- [Challenge]: Go through the data and copy every line exactly, but not the images.

---- Available data

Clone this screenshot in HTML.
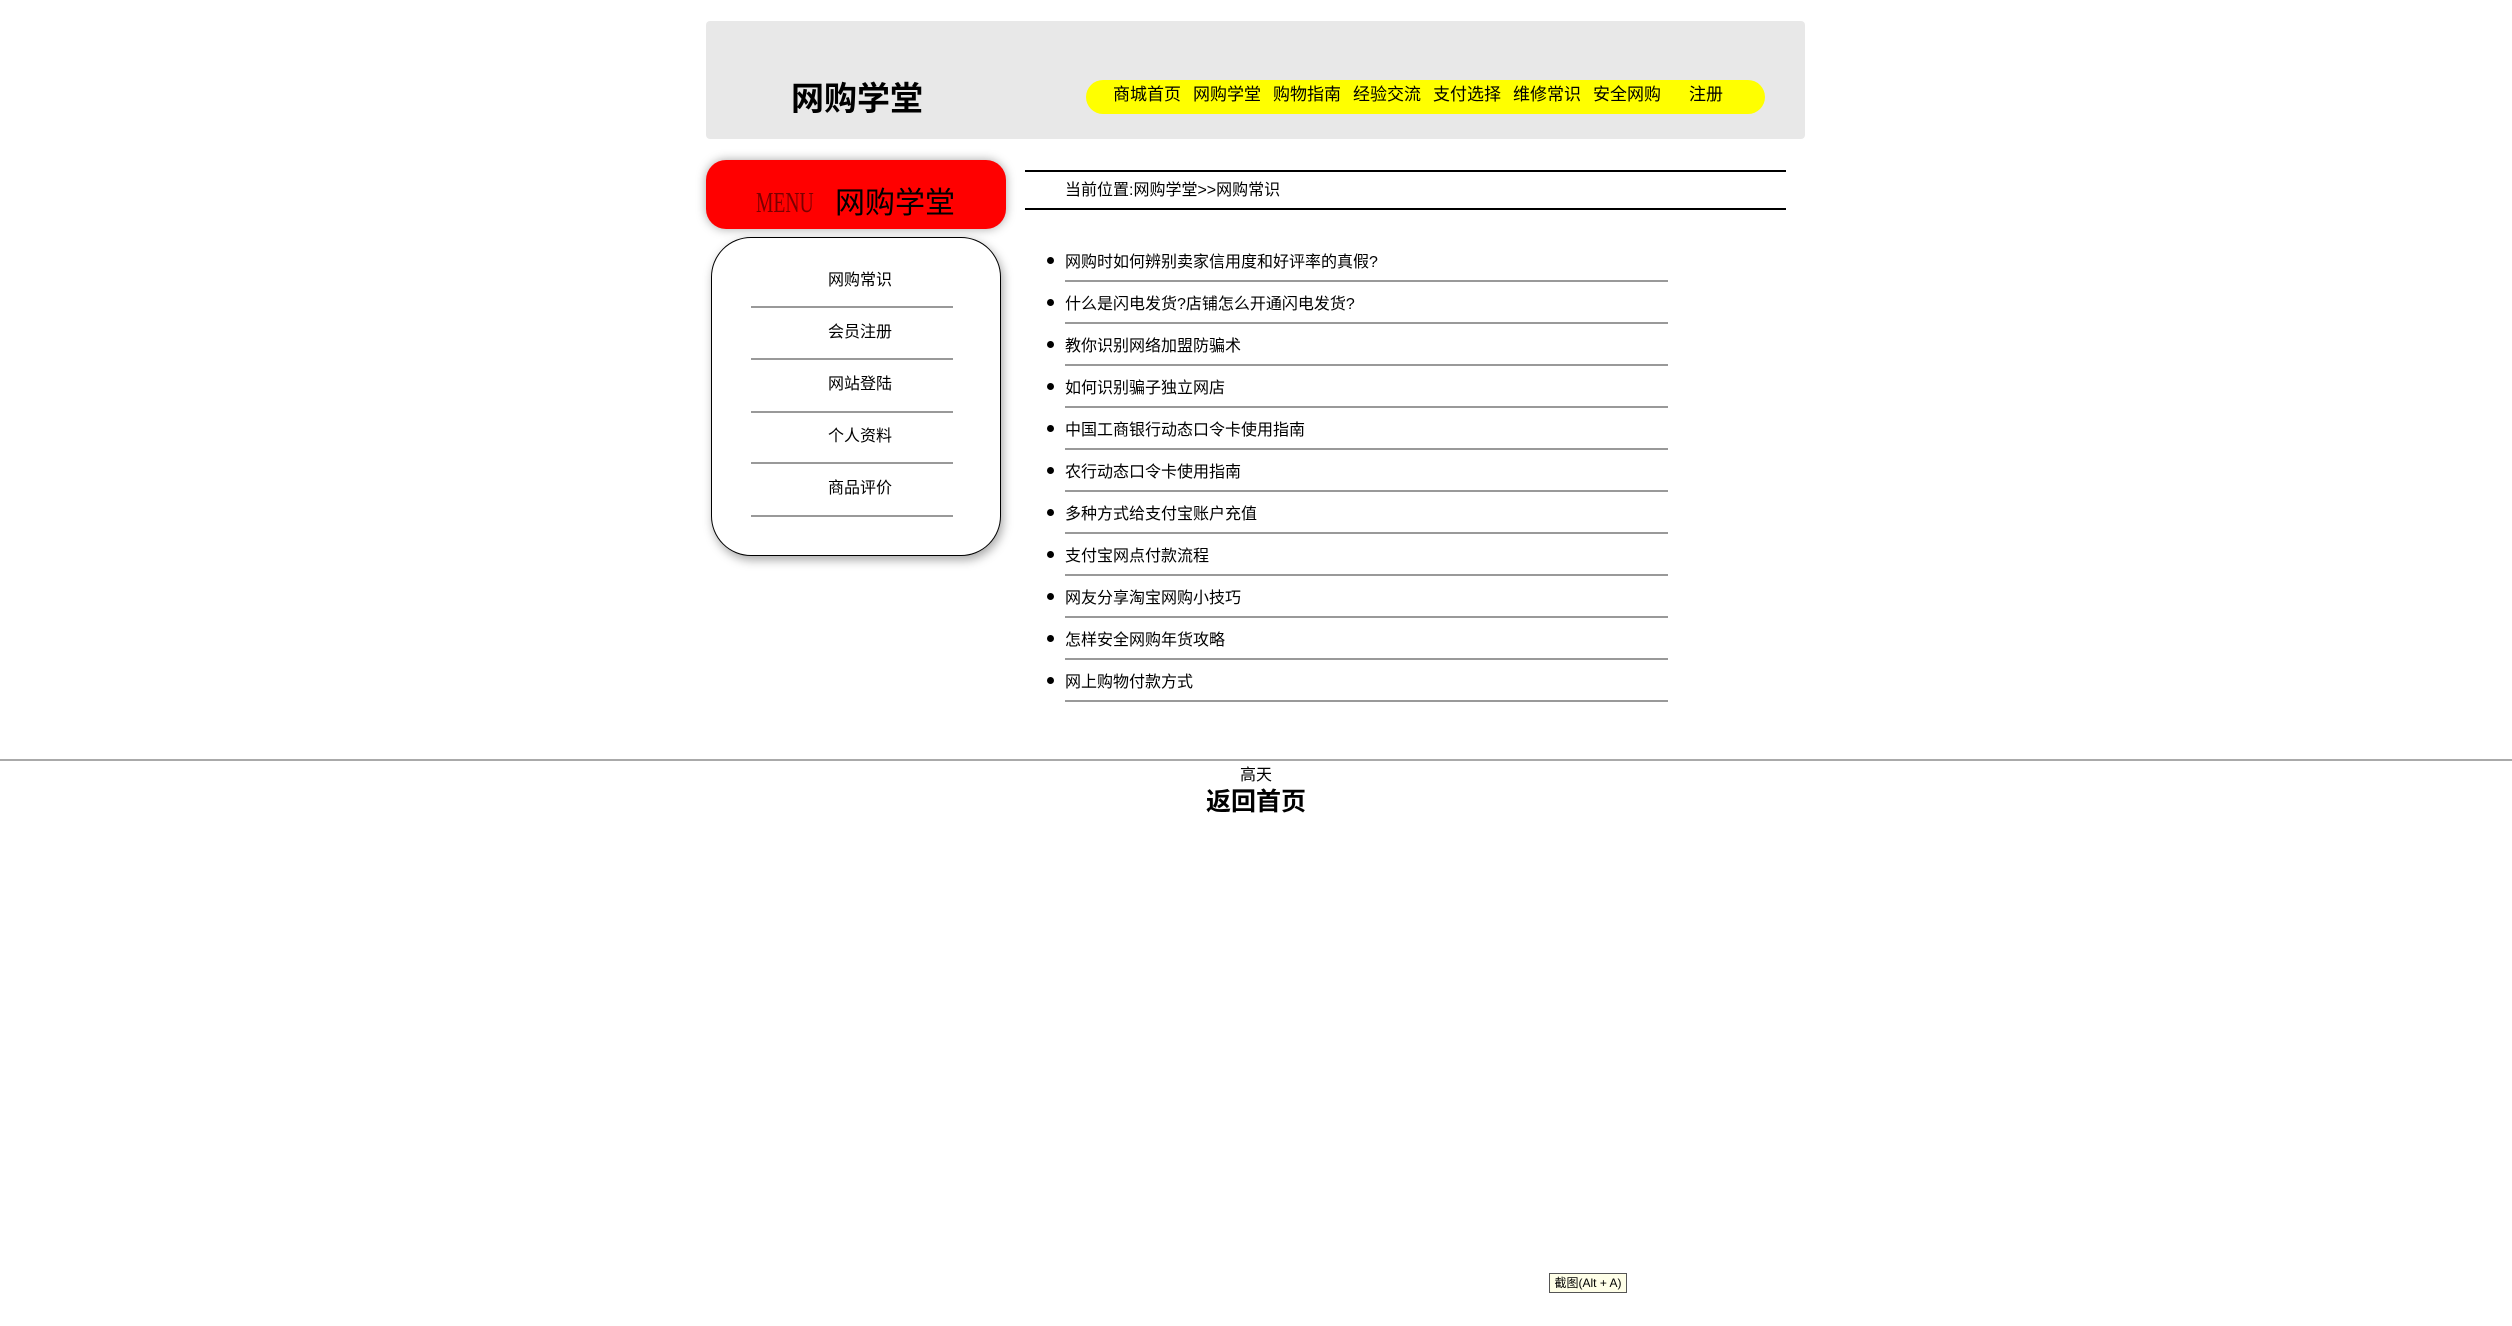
<!DOCTYPE html>
<html><head><meta charset="utf-8"><style>
body{margin:0;width:2512px;height:1326px;position:relative;background:#fff;font-family:"Liberation Sans","Noto Sans CJK SC",sans-serif;color:#000;overflow:hidden}
.a{position:absolute;white-space:nowrap}
.hdr{left:706px;top:21px;width:1099px;height:118px;background:#e8e8e8;border-radius:4px}
.pill{left:1086px;top:80px;width:679px;height:34px;background:#ff0;border-radius:17px}
.nav{top:83px;font-size:17px;line-height:24px}
.red{left:706px;top:160px;width:300px;height:69px;background:#f00;border-radius:20px;box-shadow:0 0 10px rgba(0,0,0,.35)}
.menu{left:711px;top:237px;width:288px;height:317px;border:1px solid #000;border-radius:40px;box-shadow:2px 4px 10px rgba(0,0,0,.35);background:#fff}
.mi{width:200px;left:760px;text-align:center;font-size:16px}
.ml{left:751px;width:202px;height:2px;background:#999}
.li{left:1065px;font-size:16px}
.ll{left:1065px;width:603px;height:2px;background:#999}
.bu{left:1047px;width:7px;height:7px;border-radius:50%;background:#000}
</style></head><body>
<div class="a hdr"></div>
<div class="a" style="left:791px;top:77px;font-size:33px;font-weight:bold;line-height:44px">网购学堂</div>
<div class="a pill"></div>
<div class="a nav" style="left:1113px">商城首页</div>
<div class="a nav" style="left:1193px">网购学堂</div>
<div class="a nav" style="left:1273px">购物指南</div>
<div class="a nav" style="left:1353px">经验交流</div>
<div class="a nav" style="left:1433px">支付选择</div>
<div class="a nav" style="left:1513px">维修常识</div>
<div class="a nav" style="left:1593px">安全网购</div>
<div class="a nav" style="left:1689px">注册</div>
<div class="a red"></div>
<div class="a" style="left:756px;top:188px;font-size:28px;color:#7a0000;font-family:'Liberation Serif',serif;transform:scaleX(.7);transform-origin:left">MENU</div>
<div class="a" style="left:835px;top:184px;font-size:30px;line-height:40px">网购学堂</div>
<div class="a menu"></div>
<div class="a mi" style="top:266px">网购常识</div>
<div class="a ml" style="top:306px"></div>
<div class="a mi" style="top:318px">会员注册</div>
<div class="a ml" style="top:358px"></div>
<div class="a mi" style="top:370px">网站登陆</div>
<div class="a ml" style="top:411px"></div>
<div class="a mi" style="top:422px">个人资料</div>
<div class="a ml" style="top:462px"></div>
<div class="a mi" style="top:474px">商品评价</div>
<div class="a ml" style="top:515px"></div>
<div class="a" style="left:1025px;top:170px;width:761px;height:2px;background:#000"></div>
<div class="a" style="left:1065px;top:176px;font-size:16px">当前位置:网购学堂&gt;&gt;网购常识</div>
<div class="a" style="left:1025px;top:208px;width:761px;height:2px;background:#000"></div>

<div class="a bu" style="top:257px"></div><div class="a li" style="top:248px">网购时如何辨别卖家信用度和好评率的真假?</div><div class="a ll" style="top:280px"></div>
<div class="a bu" style="top:299px"></div><div class="a li" style="top:290px">什么是闪电发货?店铺怎么开通闪电发货?</div><div class="a ll" style="top:322px"></div>
<div class="a bu" style="top:341px"></div><div class="a li" style="top:332px">教你识别网络加盟防骗术</div><div class="a ll" style="top:364px"></div>
<div class="a bu" style="top:383px"></div><div class="a li" style="top:374px">如何识别骗子独立网店</div><div class="a ll" style="top:406px"></div>
<div class="a bu" style="top:425px"></div><div class="a li" style="top:416px">中国工商银行动态口令卡使用指南</div><div class="a ll" style="top:448px"></div>
<div class="a bu" style="top:467px"></div><div class="a li" style="top:458px">农行动态口令卡使用指南</div><div class="a ll" style="top:490px"></div>
<div class="a bu" style="top:509px"></div><div class="a li" style="top:500px">多种方式给支付宝账户充值</div><div class="a ll" style="top:532px"></div>
<div class="a bu" style="top:551px"></div><div class="a li" style="top:542px">支付宝网点付款流程</div><div class="a ll" style="top:574px"></div>
<div class="a bu" style="top:593px"></div><div class="a li" style="top:584px">网友分享淘宝网购小技巧</div><div class="a ll" style="top:616px"></div>
<div class="a bu" style="top:635px"></div><div class="a li" style="top:626px">怎样安全网购年货攻略</div><div class="a ll" style="top:658px"></div>
<div class="a bu" style="top:677px"></div><div class="a li" style="top:668px">网上购物付款方式</div><div class="a ll" style="top:700px"></div>

<div class="a" style="left:0;top:759px;width:2512px;height:2px;background:#aaa"></div>
<div class="a" style="left:0;width:2512px;text-align:center;top:761px;font-size:16px">高天</div>
<div class="a" style="left:0;width:2512px;text-align:center;top:782px;font-size:25px;font-weight:bold">返回首页</div>
<div class="a" style="left:1549px;top:1273px;width:76px;height:18px;border:1px solid #555;background:#ffffe8;font-size:12px;line-height:18px;text-align:center">截图(Alt + A)</div>
</body></html>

--------

- [Exercise response]:
Clone this screenshot in HTML.
<!DOCTYPE html>
<html><head><meta charset="utf-8"><style>
body{margin:0;width:2512px;height:1326px;position:relative;background:#fff;font-family:"Liberation Sans","Noto Sans CJK SC",sans-serif;color:#000;overflow:hidden}
.a{position:absolute;white-space:nowrap}
.hdr{left:706px;top:21px;width:1099px;height:118px;background:#e8e8e8;border-radius:4px}
.pill{left:1086px;top:80px;width:679px;height:34px;background:#ff0;border-radius:17px}
.nav{top:83px;font-size:17px;line-height:24px}
.red{left:706px;top:160px;width:300px;height:69px;background:#f00;border-radius:20px;box-shadow:0 0 10px rgba(0,0,0,.35)}
.menu{left:711px;top:237px;width:288px;height:317px;border:1px solid #000;border-radius:40px;box-shadow:2px 4px 10px rgba(0,0,0,.35);background:#fff}
.mi{width:200px;left:760px;text-align:center;font-size:16px}
.ml{left:751px;width:202px;height:2px;background:#999}
.li{left:1065px;font-size:16px}
.ll{left:1065px;width:603px;height:2px;background:#999}
.bu{left:1047px;width:7px;height:7px;border-radius:50%;background:#000}
</style></head><body>
<div class="a hdr"></div>
<div class="a" style="left:791px;top:77px;font-size:33px;font-weight:bold;line-height:44px">网购学堂</div>
<div class="a pill"></div>
<div class="a nav" style="left:1113px">商城首页</div>
<div class="a nav" style="left:1193px">网购学堂</div>
<div class="a nav" style="left:1273px">购物指南</div>
<div class="a nav" style="left:1353px">经验交流</div>
<div class="a nav" style="left:1433px">支付选择</div>
<div class="a nav" style="left:1513px">维修常识</div>
<div class="a nav" style="left:1593px">安全网购</div>
<div class="a nav" style="left:1689px">注册</div>
<div class="a red"></div>
<div class="a" style="left:756px;top:188px;font-size:28px;color:#7a0000;font-family:'Liberation Serif',serif;transform:scaleX(.7);transform-origin:left">MENU</div>
<div class="a" style="left:835px;top:184px;font-size:30px;line-height:40px">网购学堂</div>
<div class="a menu"></div>
<div class="a mi" style="top:266px">网购常识</div>
<div class="a ml" style="top:306px"></div>
<div class="a mi" style="top:318px">会员注册</div>
<div class="a ml" style="top:358px"></div>
<div class="a mi" style="top:370px">网站登陆</div>
<div class="a ml" style="top:411px"></div>
<div class="a mi" style="top:422px">个人资料</div>
<div class="a ml" style="top:462px"></div>
<div class="a mi" style="top:474px">商品评价</div>
<div class="a ml" style="top:515px"></div>
<div class="a" style="left:1025px;top:170px;width:761px;height:2px;background:#000"></div>
<div class="a" style="left:1065px;top:176px;font-size:16px">当前位置:网购学堂&gt;&gt;网购常识</div>
<div class="a" style="left:1025px;top:208px;width:761px;height:2px;background:#000"></div>

<div class="a bu" style="top:257px"></div><div class="a li" style="top:248px">网购时如何辨别卖家信用度和好评率的真假?</div><div class="a ll" style="top:280px"></div>
<div class="a bu" style="top:299px"></div><div class="a li" style="top:290px">什么是闪电发货?店铺怎么开通闪电发货?</div><div class="a ll" style="top:322px"></div>
<div class="a bu" style="top:341px"></div><div class="a li" style="top:332px">教你识别网络加盟防骗术</div><div class="a ll" style="top:364px"></div>
<div class="a bu" style="top:383px"></div><div class="a li" style="top:374px">如何识别骗子独立网店</div><div class="a ll" style="top:406px"></div>
<div class="a bu" style="top:425px"></div><div class="a li" style="top:416px">中国工商银行动态口令卡使用指南</div><div class="a ll" style="top:448px"></div>
<div class="a bu" style="top:467px"></div><div class="a li" style="top:458px">农行动态口令卡使用指南</div><div class="a ll" style="top:490px"></div>
<div class="a bu" style="top:509px"></div><div class="a li" style="top:500px">多种方式给支付宝账户充值</div><div class="a ll" style="top:532px"></div>
<div class="a bu" style="top:551px"></div><div class="a li" style="top:542px">支付宝网点付款流程</div><div class="a ll" style="top:574px"></div>
<div class="a bu" style="top:593px"></div><div class="a li" style="top:584px">网友分享淘宝网购小技巧</div><div class="a ll" style="top:616px"></div>
<div class="a bu" style="top:635px"></div><div class="a li" style="top:626px">怎样安全网购年货攻略</div><div class="a ll" style="top:658px"></div>
<div class="a bu" style="top:677px"></div><div class="a li" style="top:668px">网上购物付款方式</div><div class="a ll" style="top:700px"></div>

<div class="a" style="left:0;top:759px;width:2512px;height:2px;background:#aaa"></div>
<div class="a" style="left:0;width:2512px;text-align:center;top:761px;font-size:16px">高天</div>
<div class="a" style="left:0;width:2512px;text-align:center;top:782px;font-size:25px;font-weight:bold">返回首页</div>
<div class="a" style="left:1549px;top:1273px;width:76px;height:18px;border:1px solid #555;background:#ffffe8;font-size:12px;line-height:18px;text-align:center">截图(Alt + A)</div>
</body></html>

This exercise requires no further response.